Mi soffermerò poco su questo gruppo, tutto nostrano e, purtroppo, tutto power metal con alla voce la classica singer. Singer che, in tutta verità, si dimostra brava e un gran pezzo di gnocca.

Detto questo, potrei anche chiudere qui e farla finita.

E, questo, perché il genere proposto dai Mastercastle altro non è che il solito power metal trito e ritrito che tanto ci ha triturato i maroni all’infinito negli ultimi anni, con tuitti i cliché del genere che non fanno altro che renderlo ancor più trituramaroni del normale.

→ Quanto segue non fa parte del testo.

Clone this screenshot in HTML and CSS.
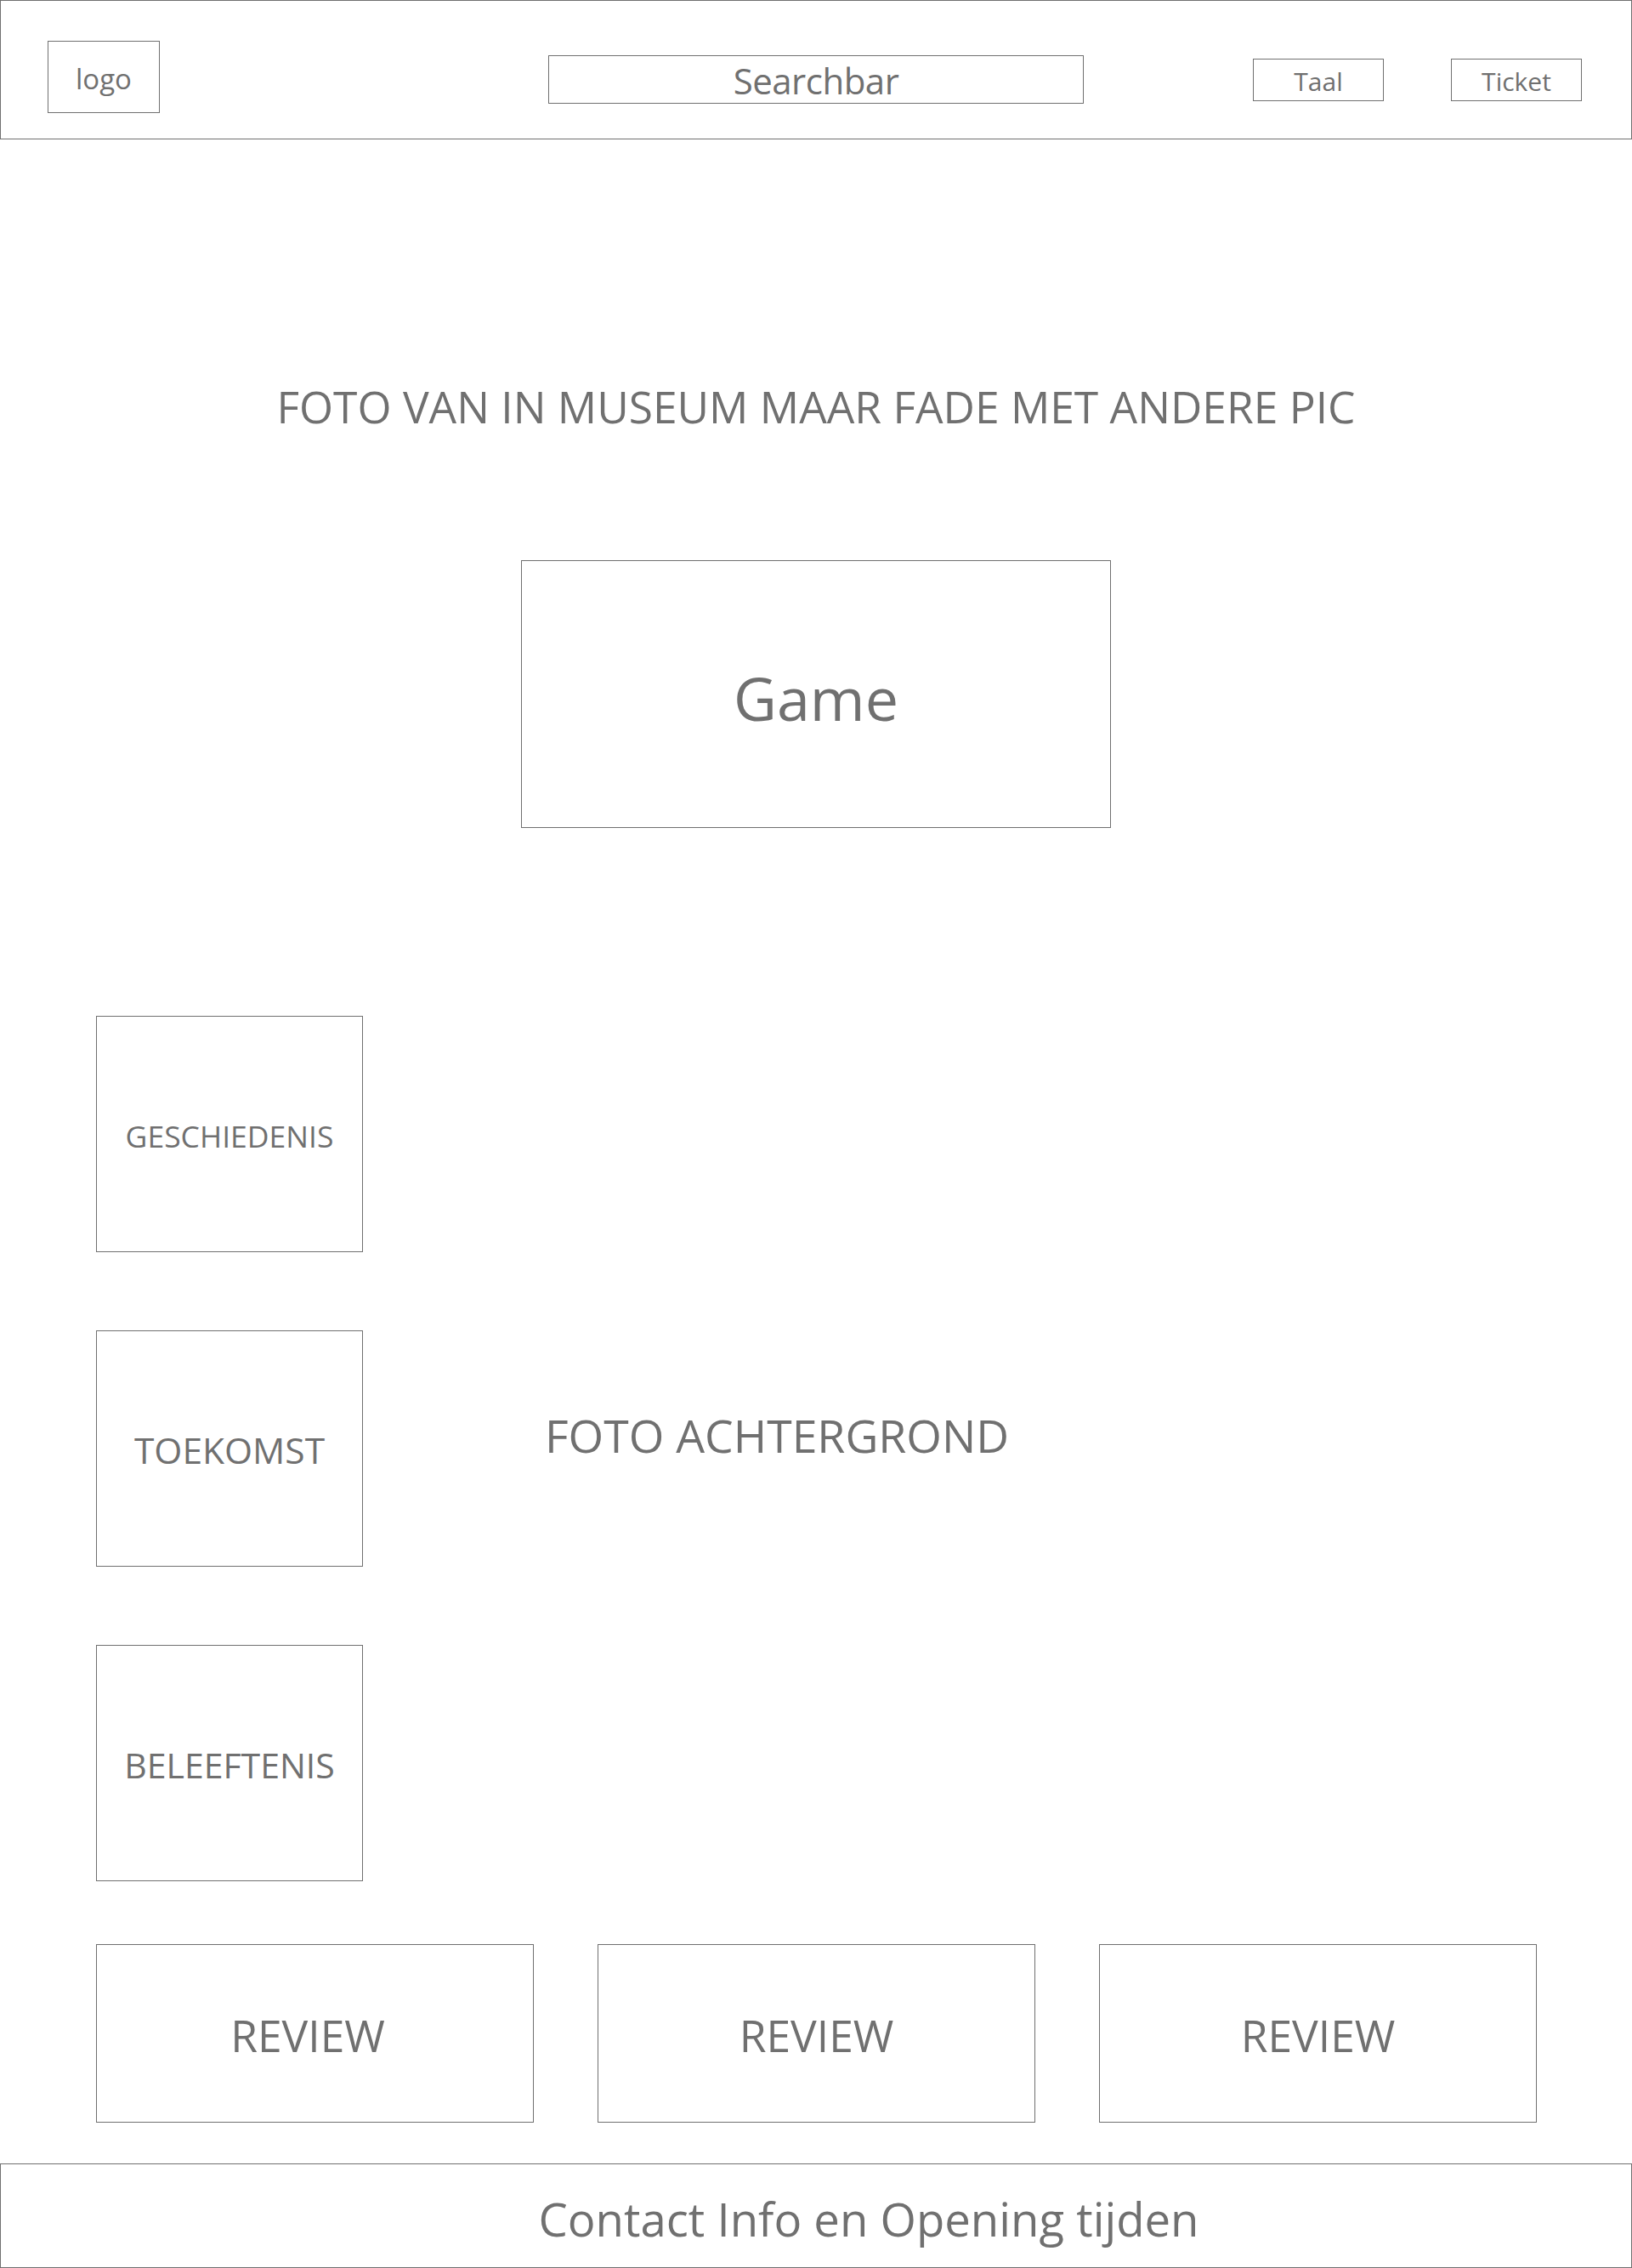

Il vero problema, sul quale intendo soffermarmi, è che molte webzine (tra le quali eutk.net) o magazine (il solito Rock Hard) ne hanno parlato in maniera entusiasta, quasi fossero la band messia che avrebbe salvato il metal e il power dall’abisso nel quale è precipitato.

Purtroppo troppe fregature ho preso in questo ambito e, dopo essermi fatto un’overdose di thrash metal, ho deciso di soffrire un po’. Anche perché sono un paio di giorni che non vado in bagno e non c’è nulla di meglio che un disco di power metal per regolarizzare il transito intestinale.

Salvando la prestazione di Giorgia Gueglio, la singer, punterei il dito sulla questione songwriting.

Non aspettatevi molto (anzi: non aspettatevi un cazzo) da un disco che ha come opener una song dal titolo “Words And Swords”, alla quale segue “Princess Of Love” e via dicendo. I titoli rendono l’idea: power metal, stampo epico, non troppo sinfonico (e questa è, forse, l’unica cosa buona).

Tentano di essere rocciosi e cattivi ma non ce la fanno e sprofondano del “già sentito” e nel riciclato. Assoli eseguiti perfettamente, tutti “neoclassicismi e distintivo!!!!” e una Giorgia che, come singer, non è niente male ma che, in tutta verità, non offre niente per cui i debba restarne stupito. Una female vocalist tra tante altre power-female vocalist.

Inutile sprecarsi dietro un track by track, non servirebbe a nulla. Così come sarebbe superfluo dire che Pier gonnella (chitarrista davvero molto abile) svolge egregiamente il suo lavoro, assieme al resto della band (Steve Vawamas al basso e la già citata Giorgia). 

Song che brillano di luce propria all’interno del platter costituito da 9 tracce non ve ne sono. Azzarderei a “Greed Blade”, forse per il feeling che Gonnella riesce a trasmettere anche grazie ad un bel solo di chitarra e, perché no, anche grazie alla performance vocale della nostra Giorgia che ha il buon senso, per tutta la durata del disco, di non strafare mai con le sue corde vocali, magari lanciando acuti o cantando in falsetto che la renderebbero ancor più irritante di quanto già non lo sia. Come accade, ad esempio, nella successiva “Down Of Promise”, che risulterebbe, molto probabilmente, la più riuscita del lotto! Song nella quale Giorgia canta davvero bene; song costruita su ottimi riff e melodie ma che, maledizione, viene rovinata dagli acuti stramaledetti che, per convenzione, in ogni cappero di disco di power epic-symphonic & vattelapesca metal devono sempre starci. Come le ballate, che in questo caso si riducono ad una sola, la noiosa “Lullaby Noir”, che ha come unico scopo quello di farti addormentare a tradimento.

Mi spiace spezzare le gambe ad una band nostrana, specie al disco di esordio, ma i Mastercastle non possono puntare tutto su una produzione perfetta e laccata, su song costruite a tavolino per funzionare solo tra il fan “nerd” medio del power.

Vabbè… errori di gioventù? Può darsi. Immaturità? E può darsi pure.

Però, cacchio! Prima di incidere e produrre certe cose bisognerebbe fare una diavolo di “customer satisfaction” tra i consumatori metallari per vedere se ciò sia veramente necessario e se ne valga effettivamente la pena.

E, miseria ladra, non ne vale. Manco mezza.

Conclusione: state lontano dai Mastercastle. 

Si saranno pure impegnati ma il risultato è più inutile che scarso.